▶ _The request_: Emit a verbatim copy of the lines below from the line with "Give me the React, TypeScript" through the line with "import React from", excluding pictures and everything outside that range.

▶ _Data in this exercise_:
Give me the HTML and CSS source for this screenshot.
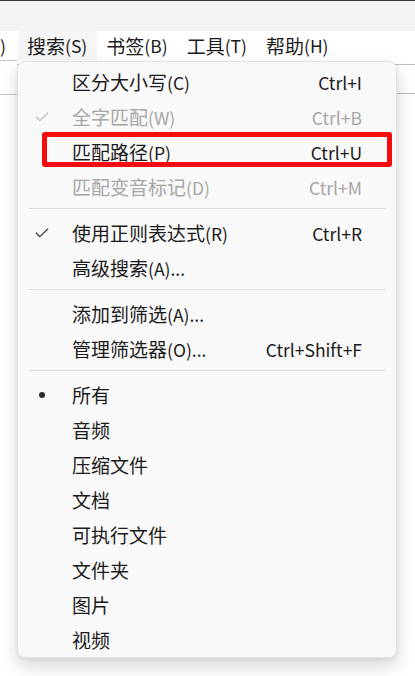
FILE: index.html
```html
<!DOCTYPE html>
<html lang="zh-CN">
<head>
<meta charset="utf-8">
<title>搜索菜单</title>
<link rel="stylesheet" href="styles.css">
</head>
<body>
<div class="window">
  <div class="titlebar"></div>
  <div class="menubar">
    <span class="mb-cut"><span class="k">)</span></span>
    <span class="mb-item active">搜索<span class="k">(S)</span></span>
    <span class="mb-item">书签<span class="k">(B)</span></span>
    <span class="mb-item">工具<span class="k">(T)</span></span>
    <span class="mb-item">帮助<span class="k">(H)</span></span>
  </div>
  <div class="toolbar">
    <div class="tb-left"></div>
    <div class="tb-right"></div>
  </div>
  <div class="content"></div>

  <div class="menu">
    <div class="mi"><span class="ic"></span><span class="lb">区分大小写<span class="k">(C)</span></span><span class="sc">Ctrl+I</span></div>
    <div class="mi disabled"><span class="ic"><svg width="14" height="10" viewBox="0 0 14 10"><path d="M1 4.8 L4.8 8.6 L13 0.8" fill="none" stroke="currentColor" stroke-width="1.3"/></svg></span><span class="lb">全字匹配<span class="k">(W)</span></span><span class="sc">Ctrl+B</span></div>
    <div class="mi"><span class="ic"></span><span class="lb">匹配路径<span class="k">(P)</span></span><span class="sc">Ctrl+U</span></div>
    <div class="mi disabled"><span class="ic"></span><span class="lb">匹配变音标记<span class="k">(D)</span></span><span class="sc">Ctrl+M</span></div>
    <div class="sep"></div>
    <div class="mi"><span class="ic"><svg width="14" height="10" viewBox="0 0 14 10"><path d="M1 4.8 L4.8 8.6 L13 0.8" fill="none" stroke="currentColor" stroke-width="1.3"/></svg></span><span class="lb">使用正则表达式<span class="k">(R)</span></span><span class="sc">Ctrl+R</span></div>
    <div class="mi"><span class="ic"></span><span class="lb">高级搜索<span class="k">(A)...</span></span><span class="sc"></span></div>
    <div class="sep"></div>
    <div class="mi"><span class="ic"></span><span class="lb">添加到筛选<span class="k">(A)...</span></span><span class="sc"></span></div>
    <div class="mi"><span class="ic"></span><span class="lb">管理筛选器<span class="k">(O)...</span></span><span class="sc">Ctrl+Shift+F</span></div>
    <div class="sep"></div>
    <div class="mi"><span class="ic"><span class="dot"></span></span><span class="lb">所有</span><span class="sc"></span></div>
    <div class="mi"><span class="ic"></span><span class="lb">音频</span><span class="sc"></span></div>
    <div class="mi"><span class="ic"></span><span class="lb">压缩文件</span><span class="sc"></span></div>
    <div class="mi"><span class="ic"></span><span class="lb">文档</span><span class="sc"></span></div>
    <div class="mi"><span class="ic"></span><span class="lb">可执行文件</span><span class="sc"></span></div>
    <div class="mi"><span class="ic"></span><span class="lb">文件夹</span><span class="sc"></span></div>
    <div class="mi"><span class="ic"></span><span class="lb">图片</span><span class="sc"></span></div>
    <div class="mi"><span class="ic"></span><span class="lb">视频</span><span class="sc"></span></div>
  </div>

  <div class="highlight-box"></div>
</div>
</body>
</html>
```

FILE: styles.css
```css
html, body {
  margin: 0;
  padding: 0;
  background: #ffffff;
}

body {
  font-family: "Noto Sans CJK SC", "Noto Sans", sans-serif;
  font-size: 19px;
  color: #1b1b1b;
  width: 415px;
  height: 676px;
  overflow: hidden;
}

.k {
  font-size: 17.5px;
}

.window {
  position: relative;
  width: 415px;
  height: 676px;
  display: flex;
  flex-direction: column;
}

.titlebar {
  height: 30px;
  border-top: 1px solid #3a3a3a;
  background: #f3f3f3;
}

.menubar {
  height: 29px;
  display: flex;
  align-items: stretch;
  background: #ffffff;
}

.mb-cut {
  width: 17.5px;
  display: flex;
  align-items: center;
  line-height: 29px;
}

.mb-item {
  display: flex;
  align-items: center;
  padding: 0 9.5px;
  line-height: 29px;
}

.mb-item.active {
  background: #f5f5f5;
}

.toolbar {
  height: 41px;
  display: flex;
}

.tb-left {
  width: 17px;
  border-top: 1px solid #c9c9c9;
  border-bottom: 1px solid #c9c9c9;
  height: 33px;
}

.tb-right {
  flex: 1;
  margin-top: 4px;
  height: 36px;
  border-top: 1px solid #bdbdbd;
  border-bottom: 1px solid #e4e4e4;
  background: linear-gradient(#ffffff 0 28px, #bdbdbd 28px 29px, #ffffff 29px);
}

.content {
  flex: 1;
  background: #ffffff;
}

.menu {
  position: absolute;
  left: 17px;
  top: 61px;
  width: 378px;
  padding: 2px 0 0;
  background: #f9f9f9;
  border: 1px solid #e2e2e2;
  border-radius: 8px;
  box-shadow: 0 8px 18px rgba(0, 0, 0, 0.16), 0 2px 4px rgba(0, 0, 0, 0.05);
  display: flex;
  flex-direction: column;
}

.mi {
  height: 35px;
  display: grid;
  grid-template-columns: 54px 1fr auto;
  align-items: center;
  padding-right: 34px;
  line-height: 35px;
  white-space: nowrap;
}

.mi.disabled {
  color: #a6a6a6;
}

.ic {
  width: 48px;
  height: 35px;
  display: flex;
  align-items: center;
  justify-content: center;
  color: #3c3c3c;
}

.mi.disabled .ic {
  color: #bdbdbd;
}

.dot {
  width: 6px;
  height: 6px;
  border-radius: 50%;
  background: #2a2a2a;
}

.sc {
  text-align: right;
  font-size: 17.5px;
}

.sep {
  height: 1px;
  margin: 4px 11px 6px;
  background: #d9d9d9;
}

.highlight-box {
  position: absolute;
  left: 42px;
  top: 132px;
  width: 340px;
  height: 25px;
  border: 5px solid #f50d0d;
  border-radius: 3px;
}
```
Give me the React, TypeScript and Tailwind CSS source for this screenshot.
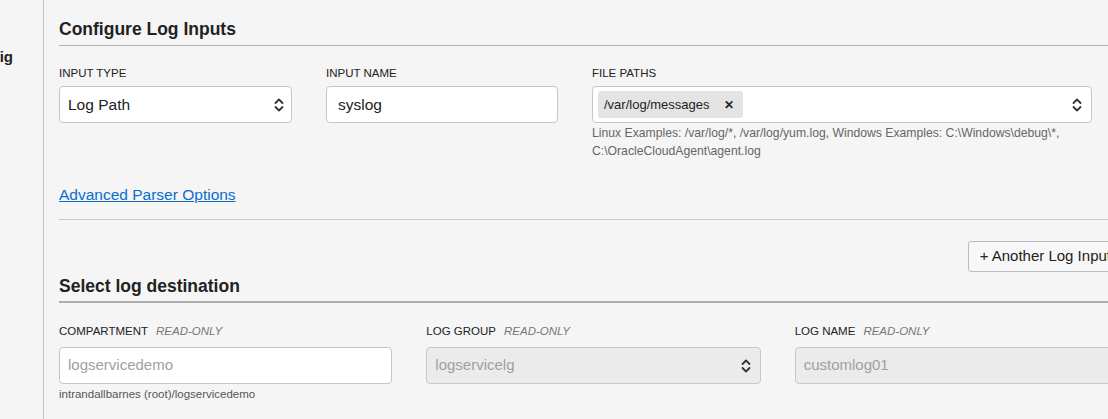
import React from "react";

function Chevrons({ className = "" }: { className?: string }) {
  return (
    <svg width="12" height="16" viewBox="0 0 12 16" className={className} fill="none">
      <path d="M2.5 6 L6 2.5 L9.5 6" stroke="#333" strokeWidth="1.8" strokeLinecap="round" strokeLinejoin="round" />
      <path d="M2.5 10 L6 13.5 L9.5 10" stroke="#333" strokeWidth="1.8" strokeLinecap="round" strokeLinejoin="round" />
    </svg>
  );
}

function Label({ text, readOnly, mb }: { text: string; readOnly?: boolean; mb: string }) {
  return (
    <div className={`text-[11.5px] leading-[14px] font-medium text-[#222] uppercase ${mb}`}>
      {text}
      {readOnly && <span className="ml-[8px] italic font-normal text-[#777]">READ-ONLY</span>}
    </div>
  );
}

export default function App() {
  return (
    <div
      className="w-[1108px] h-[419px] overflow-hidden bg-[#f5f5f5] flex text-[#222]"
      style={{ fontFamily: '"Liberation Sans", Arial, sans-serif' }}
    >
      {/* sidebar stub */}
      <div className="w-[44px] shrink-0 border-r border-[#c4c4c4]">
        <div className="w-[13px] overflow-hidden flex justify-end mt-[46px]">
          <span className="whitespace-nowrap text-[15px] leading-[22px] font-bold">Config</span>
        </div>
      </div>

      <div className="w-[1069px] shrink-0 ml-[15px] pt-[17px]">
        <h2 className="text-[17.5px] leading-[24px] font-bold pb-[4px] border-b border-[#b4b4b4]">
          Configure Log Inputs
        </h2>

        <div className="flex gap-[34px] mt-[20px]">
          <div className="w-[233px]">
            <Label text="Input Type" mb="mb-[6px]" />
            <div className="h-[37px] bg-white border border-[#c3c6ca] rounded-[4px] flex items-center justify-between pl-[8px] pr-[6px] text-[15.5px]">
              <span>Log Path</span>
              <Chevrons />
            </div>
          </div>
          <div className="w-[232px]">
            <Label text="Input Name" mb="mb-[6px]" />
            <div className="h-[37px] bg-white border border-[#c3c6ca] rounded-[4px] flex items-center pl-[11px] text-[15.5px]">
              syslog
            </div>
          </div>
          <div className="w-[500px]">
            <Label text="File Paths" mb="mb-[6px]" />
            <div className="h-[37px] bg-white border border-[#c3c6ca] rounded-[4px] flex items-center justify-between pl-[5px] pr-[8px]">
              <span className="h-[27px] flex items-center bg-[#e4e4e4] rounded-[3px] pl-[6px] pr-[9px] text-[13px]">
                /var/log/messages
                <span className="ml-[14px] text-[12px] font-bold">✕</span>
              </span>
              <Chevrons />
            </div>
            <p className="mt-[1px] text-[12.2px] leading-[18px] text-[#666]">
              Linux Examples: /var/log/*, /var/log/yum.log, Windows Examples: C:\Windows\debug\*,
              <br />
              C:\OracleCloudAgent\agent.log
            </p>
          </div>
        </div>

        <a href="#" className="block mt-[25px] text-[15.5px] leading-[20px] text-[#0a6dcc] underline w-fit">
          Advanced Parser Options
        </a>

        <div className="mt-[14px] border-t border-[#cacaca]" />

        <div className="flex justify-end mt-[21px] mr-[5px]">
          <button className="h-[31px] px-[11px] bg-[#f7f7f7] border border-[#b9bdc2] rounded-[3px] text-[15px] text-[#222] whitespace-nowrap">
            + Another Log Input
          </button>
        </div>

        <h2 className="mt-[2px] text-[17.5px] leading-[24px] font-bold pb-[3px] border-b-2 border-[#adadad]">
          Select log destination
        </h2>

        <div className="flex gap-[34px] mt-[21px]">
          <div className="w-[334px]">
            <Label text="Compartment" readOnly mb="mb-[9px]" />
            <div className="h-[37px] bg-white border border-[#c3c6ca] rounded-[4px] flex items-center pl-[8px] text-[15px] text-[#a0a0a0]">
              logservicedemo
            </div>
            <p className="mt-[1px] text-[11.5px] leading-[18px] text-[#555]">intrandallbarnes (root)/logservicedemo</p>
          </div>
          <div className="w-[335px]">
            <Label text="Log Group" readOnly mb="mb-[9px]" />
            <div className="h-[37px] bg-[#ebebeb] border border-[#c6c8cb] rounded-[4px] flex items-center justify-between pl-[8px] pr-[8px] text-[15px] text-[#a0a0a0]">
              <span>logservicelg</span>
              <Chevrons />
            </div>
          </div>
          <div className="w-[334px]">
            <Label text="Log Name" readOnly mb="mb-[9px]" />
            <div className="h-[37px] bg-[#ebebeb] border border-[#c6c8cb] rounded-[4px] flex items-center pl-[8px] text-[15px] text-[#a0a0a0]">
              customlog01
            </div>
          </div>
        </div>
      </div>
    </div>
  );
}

▶ _Full response_:
Give me the React, TypeScript and Tailwind CSS source for this screenshot.
import React from "react";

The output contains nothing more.